In 1991, Spheeris directed her seventh feature and her first studio film, Wayne's World at Paramount Pictures. Subsequently, she directed and produced The Beverly Hillbillies (Fox). She scripted and directed The Little Rascals (Universal), Black Sheep (Paramount), and Senseless (Dimension).

The Decline of Western Civilization Part III was filmed in 1997. Documenting the contemporary punk rock scene, most of the kids in it were not yet born when the first installment was filmed. Decline III focuses on social issues rather than music. Most of the subjects are crusty gutterpunks, proud products of a society truly in decline.
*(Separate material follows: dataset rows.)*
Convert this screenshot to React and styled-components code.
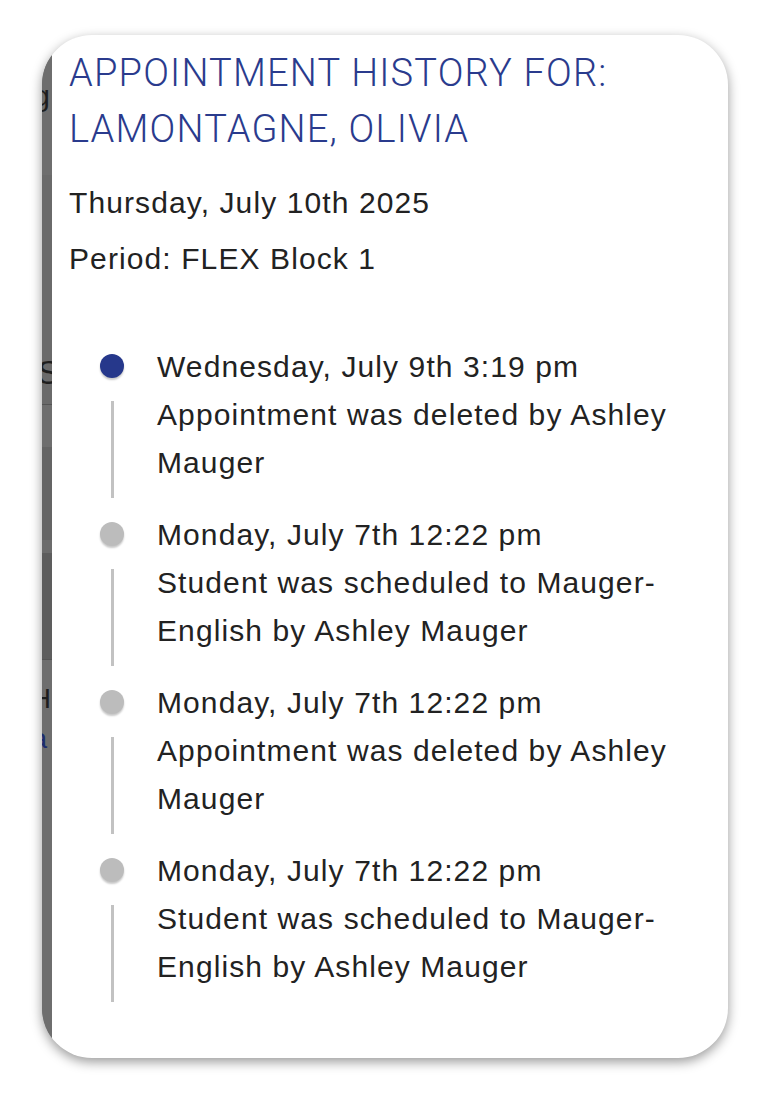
import React from "react";
import styled, { createGlobalStyle } from "styled-components";

const GlobalStyle = createGlobalStyle`
  body {
    margin: 0;
    background: #ffffff;
    font-family: "Liberation Sans", Arial, sans-serif;
  }
`;

const Page = styled.div`
  padding: 35px 40px 52px 42px;
`;

const Card = styled.div`
  display: flex;
  width: 686px;
  height: 1023px;
  border-radius: 50px;
  overflow: hidden;
  background: #ffffff;
  box-shadow: 0 4px 12px rgba(0, 0, 0, 0.4);
`;

// the dimmed page that peeks out behind the modal on the left
const Backdrop = styled.div`
  width: 10px;
  flex-shrink: 0;
  display: flex;
  flex-direction: column;
  background: #6e6e6e;
`;

const Band = styled.div`
  display: flex;
  flex-direction: column;
  align-items: flex-end;
  height: ${({ h }) => h}px;
  flex-shrink: 0;
  background: ${({ tone }) => tone || "#6e6e6e"};
  border-bottom: ${({ line }) => (line ? "1px solid #545454" : "none")};
  box-sizing: border-box;
  overflow: hidden;
`;

const Peek = styled.span`
  font-size: ${({ size }) => size || 30}px;
  line-height: 1;
  color: ${({ blue }) => (blue ? "#1d2c6e" : "#1e1e1e")};
  margin-top: ${({ top }) => top}px;
  margin-right: ${({ right }) => right || 0}px;
  white-space: nowrap;
`;

const Content = styled.div`
  flex: 1;
  padding: 10px 28px 0 17px;
  color: #222222;
`;

const Title = styled.h1`
  margin: 0;
  font-family: Roboto, "Liberation Sans", sans-serif;
  font-weight: 300;
  font-size: 38px;
  line-height: 56px;
  letter-spacing: 1.2px;
  color: #2a3b8d;
`;

const Meta = styled.div`
  margin-top: 18px;
`;

const MetaLine = styled.p`
  margin: 0;
  font-size: 30px;
  line-height: 56px;
  letter-spacing: 1.1px;
`;

const Timeline = styled.ul`
  list-style: none;
  margin: 56px 0 0;
  padding: 0 0 0 19px;
  display: flex;
  flex-direction: column;
  gap: 13px;
`;

const Item = styled.li`
  display: grid;
  grid-template-columns: 48px 1fr;
  column-gap: 21px;
  align-items: start;
`;

const Marker = styled.div`
  display: flex;
  flex-direction: column;
  align-items: center;
`;

const Dot = styled.span`
  width: 24px;
  height: 24px;
  margin-top: 11px;
  border-radius: 50%;
  background: ${({ active }) => (active ? "#26388b" : "#bcbcbc")};
  box-shadow: 0 2px 2px rgba(0, 0, 0, 0.22);
`;

const Rail = styled.span`
  width: 3px;
  height: 97px;
  margin-top: 23px;
  background: #c2c2c2;
`;

const Entry = styled.div`
  font-size: 30px;
  line-height: 48px;
  letter-spacing: 1.1px;
  color: #222222;
`;

const history = [
  {
    when: "Wednesday, July 9th 3:19 pm",
    what: "Appointment was deleted by Ashley Mauger",
    active: true,
  },
  {
    when: "Monday, July 7th 12:22 pm",
    what: "Student was scheduled to Mauger-English by Ashley Mauger",
  },
  {
    when: "Monday, July 7th 12:22 pm",
    what: "Appointment was deleted by Ashley Mauger",
  },
  {
    when: "Monday, July 7th 12:22 pm",
    what: "Student was scheduled to Mauger-English by Ashley Mauger",
  },
];

const App = () => {
  return (
    <>
      <GlobalStyle />
      <Page>
        <Card>
          <Backdrop>
            <Band h={140}>
              <Peek top={46} right={2}>
                ng
              </Peek>
            </Band>
            <Band h={230} tone="#6a6a6a" line>
              <Peek top={180} right={-8} size={34}>
                S
              </Peek>
            </Band>
            <Band h={42} />
            <Band h={93} tone="#646464" />
            <Band h={13} tone="#6c6c6c" />
            <Band h={107} tone="#5d5d5d" line />
            <Band h={398}>
              <Peek top={25} right={1} size={28}>
                H
              </Peek>
              <Peek top={12} right={5} size={28} blue>
                a
              </Peek>
            </Band>
          </Backdrop>
          <Content>
            <Title>
              APPOINTMENT HISTORY FOR:
              <br />
              LAMONTAGNE, OLIVIA
            </Title>
            <Meta>
              <MetaLine>Thursday, July 10th 2025</MetaLine>
              <MetaLine>Period: FLEX Block 1</MetaLine>
            </Meta>
            <Timeline>
              {history.map((entry, index) => (
                <Item key={index}>
                  <Marker>
                    <Dot active={entry.active} />
                    <Rail />
                  </Marker>
                  <Entry>
                    <div>{entry.when}</div>
                    <div>{entry.what}</div>
                  </Entry>
                </Item>
              ))}
            </Timeline>
          </Content>
        </Card>
      </Page>
    </>
  );
};

export default App;
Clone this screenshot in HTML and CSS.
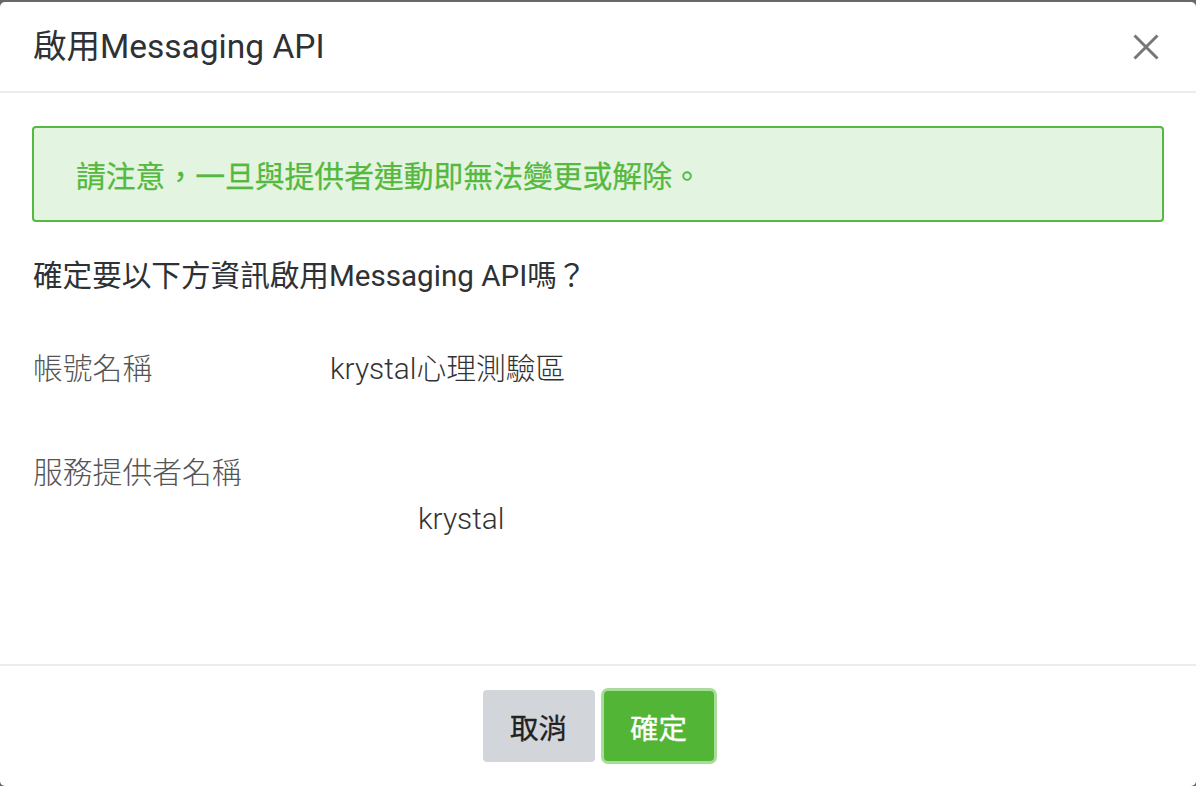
FILE: index.html
```html
<!DOCTYPE html>
<html lang="zh-Hant">
<head>
<meta charset="utf-8">
<title>啟用Messaging API</title>
<link rel="stylesheet" href="styles.css">
</head>
<body>
<div class="modal">
  <div class="modal-header">
    <h1 class="modal-title">啟用Messaging API</h1>
    <button class="close" aria-label="close">
      <svg width="26" height="26" viewBox="0 0 26 26"><path d="M1.5 1.5 L24.5 24.5 M24.5 1.5 L1.5 24.5" stroke="#777" stroke-width="3" fill="none"/></svg>
    </button>
  </div>
  <div class="modal-body">
    <div class="alert">請注意，一旦與提供者連動即無法變更或解除。</div>
    <p class="question">確定要以下方資訊啟用Messaging API嗎？</p>
    <div class="row">
      <div class="label">帳號名稱</div>
      <div class="value">krystal心理測驗區</div>
    </div>
    <div class="row row-wrap">
      <div class="label">服務提供者名稱</div>
      <div class="value value-below">krystal</div>
    </div>
  </div>
  <div class="modal-footer">
    <button class="btn btn-cancel">取消</button>
    <button class="btn btn-ok">確定</button>
  </div>
</div>
</body>
</html>
```
FILE: styles.css
```css
html, body {
  margin: 0;
  padding: 0;
}
body {
  background: #686868;
  font-family: Roboto, "Noto Sans CJK TC", sans-serif;
  color: #333;
  width: 1196px;
  height: 786px;
  overflow: hidden;
}
.modal {
  margin-top: 2px;
  height: 784px;
  background: #fff;
  border-radius: 5px;
  display: flex;
  flex-direction: column;
}
.modal-header {
  height: 89px;
  border-bottom: 2px solid #ececec;
  padding: 0 37px 0 33px;
  display: flex;
  align-items: center;
  justify-content: space-between;
}
.modal-title {
  margin: 0;
  font-size: 33.5px;
  font-weight: 400;
  color: #2e3135;
  line-height: 1;
}
.close {
  border: 0;
  background: none;
  padding: 0;
  width: 26px;
  height: 26px;
  display: flex;
}
.modal-body {
  flex: 1;
  padding: 33px 32px 0 32px;
}
.alert {
  height: 92px;
  border: 2px solid #55b83f;
  background: #e3f4e0;
  border-radius: 4px;
  display: flex;
  align-items: center;
  padding-left: 42px;
  font-size: 29.8px;
  font-weight: 400;
  -webkit-text-stroke: 0.25px #55b83f;
  color: #55b83f;
}
.question {
  margin: 30px 0 0 1px;
  font-size: 29.6px;
  font-weight: 400;
  line-height: 48px;
  color: #2e3135;
}
.row {
  display: flex;
  flex-wrap: wrap;
  margin-left: 1px;
  font-size: 29.8px;
  font-weight: 300;
  line-height: 46px;
  margin-top: 46px;
}
.row-wrap {
  margin-top: 58px;
}
.label {
  width: 297px;
  color: #555;
}
.value {
  color: #333;
}
.value-below {
  width: 100%;
  padding-left: 385px;
}
.modal-footer {
  height: 120px;
  border-top: 2px solid #ececec;
  display: flex;
  align-items: center;
  justify-content: center;
  gap: 9px;
}
.btn {
  border: 0;
  border-radius: 4px;
  font-family: Roboto, "Noto Sans CJK TC", sans-serif;
  font-size: 28.5px;
  font-weight: 400;
  height: 72px;
  padding: 0;
}
.btn-cancel {
  width: 112px;
  background: #d2d5d9;
  color: #222;
  -webkit-text-stroke: 0.3px #222;
}
.btn-ok {
  width: 110px;
  height: 70px;
  background: #52b535;
  color: #fff;
  -webkit-text-stroke: 0.3px #fff;
  box-shadow: 0 0 0 3px #a8dc9b;
}
```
Soon after Spheeris traveled with many prominent metal bands to document in Hi-Def the Ozzfest and the reunion performances of the original Black Sabbath. The crew traveled through twenty-eight cities, each with crowds of thirty to forty thousand. Both as director and one of the cinematographers, Spheeris achieved a remarkable and historic film which offers the audience a unique view of life on the road: We Sold Our Souls For Rock 'n Roll.

Shout Factory released The Decline of Western Civilizationtrilogy on DVD on June 30, 2015.